What do subjective measures of well-being tell us about the relationships between freedom and flourishing?
A recent review of happiness research, conducted by Will Wilkinson, suggests that a great deal of caution is required in drawing any conclusions from subjective measures of well-being (In pursuit of happiness research, Is it reliable? What does it imply for policy?). There is disagreement about what researchers should be trying to measure and about the limitations of current measurement techniques.
Even if subjective measures can be accepted at face value there are problems in interpreting what they mean. The nature of these problems is shown in reactions to the observation that subjective indicators of well-being, such as satisfaction with life as a whole, show only small increases in response to rising incomes in wealthy countries. Some observers have suggested that this makes economic growth akin to chasing a mirage. As incomes rise people adapt to higher incomes and their aspirations rise. In his book, "Happiness" (2005), Richard Layard suggests that rising aspirations reflect a problem of addiction which justifies high levels of taxation.
Others (including me) have suggested that rising aspirations reflect the innate capability of humans to avoid chasing mirages – that is, to be satisfied with outcomes that are technologically feasible. Economic growth reflects technological progress and the extent to which the institutional environment facilitates related productivity improvements.

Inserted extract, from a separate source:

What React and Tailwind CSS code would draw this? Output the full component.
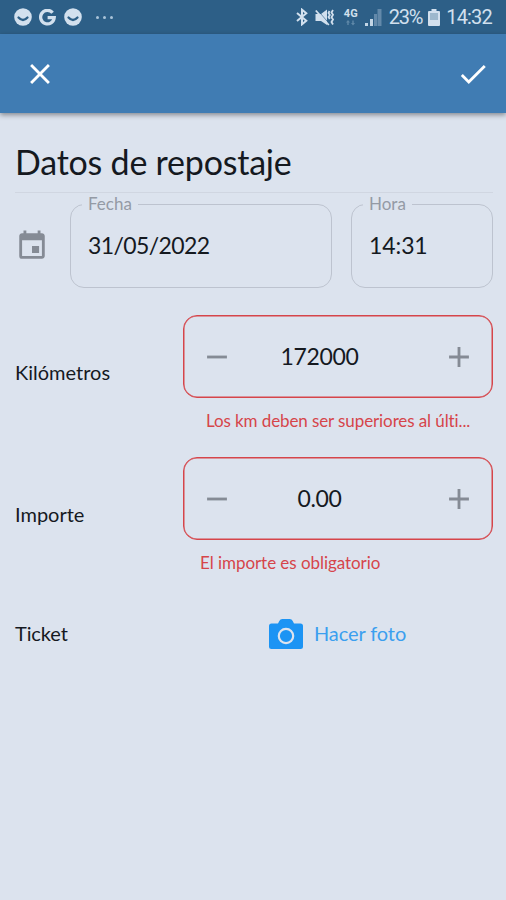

In his review of happiness research Will Wilkinson notes that several studies have found that economic freedom makes an important contribution to levels of subjective well-being. A recent study by Tomi Ovaska and Ryo Takashima found that economic freedom was statistically significant and that the relationship between economic freedom and well-being was more robust than that between per capita income and subjective well-being. The authors conclude:
“The results suggest that people unmistakably care about the degree to which the society where they live provides them opportunities and the freedom to undertake new projects, and make choices based on one's personal preferences” (‘Economic policy and the level of self-perceived well-being: an international comparison’, Journal of Socio-Economics, 35(2), 2006).